■ **DATA SECTION**
----

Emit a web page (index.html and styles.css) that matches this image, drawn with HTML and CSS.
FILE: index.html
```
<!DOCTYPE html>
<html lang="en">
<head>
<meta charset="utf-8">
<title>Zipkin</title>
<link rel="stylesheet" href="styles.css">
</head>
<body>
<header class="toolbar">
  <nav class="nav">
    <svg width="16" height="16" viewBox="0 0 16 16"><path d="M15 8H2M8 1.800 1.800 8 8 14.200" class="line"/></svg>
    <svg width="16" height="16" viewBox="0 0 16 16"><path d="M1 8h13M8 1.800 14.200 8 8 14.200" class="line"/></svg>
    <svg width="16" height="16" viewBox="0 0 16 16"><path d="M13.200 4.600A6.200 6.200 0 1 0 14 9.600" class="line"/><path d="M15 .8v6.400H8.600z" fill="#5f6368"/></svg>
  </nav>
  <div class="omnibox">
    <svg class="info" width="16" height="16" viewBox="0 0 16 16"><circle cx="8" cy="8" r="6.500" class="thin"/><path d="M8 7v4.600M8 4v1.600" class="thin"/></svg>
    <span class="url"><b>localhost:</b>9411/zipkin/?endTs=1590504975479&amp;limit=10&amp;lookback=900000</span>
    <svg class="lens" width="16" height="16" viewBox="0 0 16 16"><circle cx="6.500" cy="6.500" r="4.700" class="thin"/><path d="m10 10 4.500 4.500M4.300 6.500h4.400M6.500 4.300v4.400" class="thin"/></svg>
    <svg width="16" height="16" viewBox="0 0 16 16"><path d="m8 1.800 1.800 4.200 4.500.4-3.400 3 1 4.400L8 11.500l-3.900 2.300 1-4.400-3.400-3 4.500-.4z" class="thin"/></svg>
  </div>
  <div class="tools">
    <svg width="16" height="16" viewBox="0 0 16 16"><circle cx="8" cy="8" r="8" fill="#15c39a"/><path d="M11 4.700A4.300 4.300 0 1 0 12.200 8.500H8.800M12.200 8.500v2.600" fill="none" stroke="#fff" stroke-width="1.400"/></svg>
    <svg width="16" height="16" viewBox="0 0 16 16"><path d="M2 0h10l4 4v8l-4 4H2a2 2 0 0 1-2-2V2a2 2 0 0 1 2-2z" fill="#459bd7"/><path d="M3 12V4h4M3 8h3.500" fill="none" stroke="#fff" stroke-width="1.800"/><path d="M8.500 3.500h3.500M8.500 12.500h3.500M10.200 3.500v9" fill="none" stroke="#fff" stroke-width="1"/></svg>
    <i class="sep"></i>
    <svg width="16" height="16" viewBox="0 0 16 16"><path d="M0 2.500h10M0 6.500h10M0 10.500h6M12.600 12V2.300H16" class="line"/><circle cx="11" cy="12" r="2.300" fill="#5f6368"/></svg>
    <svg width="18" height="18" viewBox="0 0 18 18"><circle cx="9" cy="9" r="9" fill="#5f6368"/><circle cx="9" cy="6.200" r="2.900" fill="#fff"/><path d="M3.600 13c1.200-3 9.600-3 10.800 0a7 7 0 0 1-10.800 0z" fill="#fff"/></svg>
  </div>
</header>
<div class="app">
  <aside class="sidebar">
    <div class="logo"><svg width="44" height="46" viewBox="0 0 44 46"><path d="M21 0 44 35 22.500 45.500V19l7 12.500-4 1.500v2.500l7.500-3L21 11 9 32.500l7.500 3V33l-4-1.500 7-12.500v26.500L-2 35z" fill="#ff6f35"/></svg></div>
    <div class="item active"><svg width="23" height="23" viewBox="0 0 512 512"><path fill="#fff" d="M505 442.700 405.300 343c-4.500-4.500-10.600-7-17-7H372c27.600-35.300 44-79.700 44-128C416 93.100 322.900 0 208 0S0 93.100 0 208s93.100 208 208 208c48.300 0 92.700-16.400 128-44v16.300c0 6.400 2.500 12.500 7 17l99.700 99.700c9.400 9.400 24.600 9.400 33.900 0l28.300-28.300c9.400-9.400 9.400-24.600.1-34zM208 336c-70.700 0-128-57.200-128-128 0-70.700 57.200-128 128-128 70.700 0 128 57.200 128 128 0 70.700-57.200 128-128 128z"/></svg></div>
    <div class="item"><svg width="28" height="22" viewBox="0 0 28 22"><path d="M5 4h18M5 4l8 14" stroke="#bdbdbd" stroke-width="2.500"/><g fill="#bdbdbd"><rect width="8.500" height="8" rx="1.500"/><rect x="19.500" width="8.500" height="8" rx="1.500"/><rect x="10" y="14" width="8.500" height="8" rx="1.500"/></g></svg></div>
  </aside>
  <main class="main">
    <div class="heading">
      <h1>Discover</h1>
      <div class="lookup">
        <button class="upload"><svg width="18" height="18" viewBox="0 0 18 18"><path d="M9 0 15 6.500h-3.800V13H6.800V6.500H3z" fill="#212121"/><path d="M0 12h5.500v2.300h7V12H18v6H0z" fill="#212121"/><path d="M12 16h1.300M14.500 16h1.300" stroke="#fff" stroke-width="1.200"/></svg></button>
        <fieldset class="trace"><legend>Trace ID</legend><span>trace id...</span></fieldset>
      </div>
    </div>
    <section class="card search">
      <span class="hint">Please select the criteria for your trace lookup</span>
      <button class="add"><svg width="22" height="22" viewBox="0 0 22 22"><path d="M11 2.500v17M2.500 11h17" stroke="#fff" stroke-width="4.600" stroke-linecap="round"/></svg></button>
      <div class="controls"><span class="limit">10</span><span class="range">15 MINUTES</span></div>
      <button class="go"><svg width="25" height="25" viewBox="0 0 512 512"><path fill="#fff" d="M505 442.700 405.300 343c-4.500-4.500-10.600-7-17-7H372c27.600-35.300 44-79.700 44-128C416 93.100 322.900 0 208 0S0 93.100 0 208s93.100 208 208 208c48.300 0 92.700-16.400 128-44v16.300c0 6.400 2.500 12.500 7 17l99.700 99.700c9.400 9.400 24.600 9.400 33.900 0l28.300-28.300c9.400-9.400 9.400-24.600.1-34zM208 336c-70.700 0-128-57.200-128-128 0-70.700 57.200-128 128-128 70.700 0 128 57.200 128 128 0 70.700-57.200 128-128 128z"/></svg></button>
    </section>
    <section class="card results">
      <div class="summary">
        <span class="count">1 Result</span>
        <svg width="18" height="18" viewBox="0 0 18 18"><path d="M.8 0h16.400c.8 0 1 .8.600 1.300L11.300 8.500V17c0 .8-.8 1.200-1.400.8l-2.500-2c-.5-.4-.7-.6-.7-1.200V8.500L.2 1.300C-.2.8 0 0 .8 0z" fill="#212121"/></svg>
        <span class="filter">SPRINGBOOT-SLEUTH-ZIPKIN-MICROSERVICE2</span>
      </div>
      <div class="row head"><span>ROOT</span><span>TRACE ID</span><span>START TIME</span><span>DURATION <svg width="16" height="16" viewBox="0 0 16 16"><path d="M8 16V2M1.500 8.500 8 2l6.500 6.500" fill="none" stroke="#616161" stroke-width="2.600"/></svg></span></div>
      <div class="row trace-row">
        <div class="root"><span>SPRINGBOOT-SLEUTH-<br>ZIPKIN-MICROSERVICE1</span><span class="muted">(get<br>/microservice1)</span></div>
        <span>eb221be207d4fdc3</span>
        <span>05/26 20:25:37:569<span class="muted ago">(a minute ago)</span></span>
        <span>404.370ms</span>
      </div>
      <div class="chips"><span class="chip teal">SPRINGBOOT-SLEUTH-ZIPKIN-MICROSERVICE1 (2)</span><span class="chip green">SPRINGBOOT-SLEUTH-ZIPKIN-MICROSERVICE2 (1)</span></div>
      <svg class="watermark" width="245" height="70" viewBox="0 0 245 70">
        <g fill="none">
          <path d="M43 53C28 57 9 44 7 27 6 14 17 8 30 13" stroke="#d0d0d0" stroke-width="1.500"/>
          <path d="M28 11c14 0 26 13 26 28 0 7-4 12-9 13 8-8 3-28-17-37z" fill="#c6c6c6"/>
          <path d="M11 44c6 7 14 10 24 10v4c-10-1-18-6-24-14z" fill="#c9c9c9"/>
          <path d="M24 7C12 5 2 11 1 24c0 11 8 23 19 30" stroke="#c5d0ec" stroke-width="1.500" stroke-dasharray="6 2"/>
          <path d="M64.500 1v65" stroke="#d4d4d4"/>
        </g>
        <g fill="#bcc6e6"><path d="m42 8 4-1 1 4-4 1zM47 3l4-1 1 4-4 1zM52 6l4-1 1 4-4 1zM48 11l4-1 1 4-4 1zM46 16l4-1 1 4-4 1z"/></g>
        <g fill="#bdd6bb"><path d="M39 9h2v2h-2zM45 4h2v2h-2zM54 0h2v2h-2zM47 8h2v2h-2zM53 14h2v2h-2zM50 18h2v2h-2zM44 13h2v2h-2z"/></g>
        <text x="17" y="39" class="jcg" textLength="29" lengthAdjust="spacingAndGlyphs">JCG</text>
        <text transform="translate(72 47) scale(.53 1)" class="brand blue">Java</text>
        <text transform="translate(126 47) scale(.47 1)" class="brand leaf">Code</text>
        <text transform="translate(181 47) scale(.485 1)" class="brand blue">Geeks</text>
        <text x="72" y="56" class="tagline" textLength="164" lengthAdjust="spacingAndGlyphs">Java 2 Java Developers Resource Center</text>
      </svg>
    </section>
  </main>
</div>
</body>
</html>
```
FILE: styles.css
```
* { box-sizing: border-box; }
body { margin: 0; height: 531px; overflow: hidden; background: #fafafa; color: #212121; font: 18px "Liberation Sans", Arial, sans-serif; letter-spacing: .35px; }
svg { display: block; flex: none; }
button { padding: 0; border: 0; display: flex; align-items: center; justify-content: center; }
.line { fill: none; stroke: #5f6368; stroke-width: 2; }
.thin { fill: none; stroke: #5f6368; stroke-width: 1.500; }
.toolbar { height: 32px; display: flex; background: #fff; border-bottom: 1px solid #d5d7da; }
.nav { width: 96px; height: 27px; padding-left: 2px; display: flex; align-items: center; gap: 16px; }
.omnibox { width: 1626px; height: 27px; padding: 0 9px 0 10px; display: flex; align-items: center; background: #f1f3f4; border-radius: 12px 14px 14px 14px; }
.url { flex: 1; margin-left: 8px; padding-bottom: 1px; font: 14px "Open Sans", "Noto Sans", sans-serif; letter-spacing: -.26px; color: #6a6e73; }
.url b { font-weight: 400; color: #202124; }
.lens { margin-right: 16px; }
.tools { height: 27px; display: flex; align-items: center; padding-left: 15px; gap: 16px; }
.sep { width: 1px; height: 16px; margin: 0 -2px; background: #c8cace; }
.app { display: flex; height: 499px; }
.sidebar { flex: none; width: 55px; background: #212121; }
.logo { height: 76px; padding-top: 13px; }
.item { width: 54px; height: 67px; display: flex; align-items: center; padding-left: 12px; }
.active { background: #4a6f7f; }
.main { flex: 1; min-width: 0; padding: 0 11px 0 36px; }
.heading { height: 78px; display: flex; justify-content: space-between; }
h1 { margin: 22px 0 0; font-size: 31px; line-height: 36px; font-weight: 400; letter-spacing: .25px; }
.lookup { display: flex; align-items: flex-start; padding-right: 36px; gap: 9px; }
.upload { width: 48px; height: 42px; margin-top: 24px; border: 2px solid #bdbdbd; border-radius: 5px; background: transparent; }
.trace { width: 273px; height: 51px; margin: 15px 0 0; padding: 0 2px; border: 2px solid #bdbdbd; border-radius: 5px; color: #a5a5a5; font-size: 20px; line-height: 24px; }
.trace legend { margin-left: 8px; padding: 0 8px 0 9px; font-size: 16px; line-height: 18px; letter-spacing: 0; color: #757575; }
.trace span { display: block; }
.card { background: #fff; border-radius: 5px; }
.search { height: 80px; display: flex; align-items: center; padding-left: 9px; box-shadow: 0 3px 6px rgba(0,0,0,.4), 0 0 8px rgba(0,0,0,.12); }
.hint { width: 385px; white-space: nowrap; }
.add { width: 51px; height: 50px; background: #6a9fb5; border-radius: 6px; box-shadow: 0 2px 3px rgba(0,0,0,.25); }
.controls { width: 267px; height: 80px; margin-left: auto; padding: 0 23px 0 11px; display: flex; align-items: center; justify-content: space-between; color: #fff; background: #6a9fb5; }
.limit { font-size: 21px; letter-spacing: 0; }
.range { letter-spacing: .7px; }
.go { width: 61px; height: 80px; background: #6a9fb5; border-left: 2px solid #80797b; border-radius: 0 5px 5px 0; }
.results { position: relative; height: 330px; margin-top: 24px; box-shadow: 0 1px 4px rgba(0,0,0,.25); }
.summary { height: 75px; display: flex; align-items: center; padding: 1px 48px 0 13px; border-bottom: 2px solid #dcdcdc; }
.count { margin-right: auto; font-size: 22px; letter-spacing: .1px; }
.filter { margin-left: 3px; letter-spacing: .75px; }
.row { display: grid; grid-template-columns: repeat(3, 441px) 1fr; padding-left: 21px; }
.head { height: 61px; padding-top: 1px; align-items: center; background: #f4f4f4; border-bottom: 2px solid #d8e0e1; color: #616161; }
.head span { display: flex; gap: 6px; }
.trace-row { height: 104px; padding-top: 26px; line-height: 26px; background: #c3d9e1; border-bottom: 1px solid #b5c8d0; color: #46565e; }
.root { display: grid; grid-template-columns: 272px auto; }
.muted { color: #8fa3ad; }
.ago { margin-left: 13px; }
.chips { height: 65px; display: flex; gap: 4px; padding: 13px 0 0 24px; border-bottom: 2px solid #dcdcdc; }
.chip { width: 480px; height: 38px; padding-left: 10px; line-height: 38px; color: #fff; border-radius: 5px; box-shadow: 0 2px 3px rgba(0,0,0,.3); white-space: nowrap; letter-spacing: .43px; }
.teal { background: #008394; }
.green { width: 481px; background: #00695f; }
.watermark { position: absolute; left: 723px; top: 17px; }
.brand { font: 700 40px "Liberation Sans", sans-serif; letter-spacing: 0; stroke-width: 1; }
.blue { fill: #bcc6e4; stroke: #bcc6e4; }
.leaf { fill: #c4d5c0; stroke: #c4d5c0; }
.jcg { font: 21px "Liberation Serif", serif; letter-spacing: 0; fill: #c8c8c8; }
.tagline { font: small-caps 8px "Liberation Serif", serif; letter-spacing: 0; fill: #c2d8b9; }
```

----

■ **WHAT IS NEEDED**
From the material, report only how many lines include the word "html".

■ **RESPONSE TO THIS EXERCISE**
5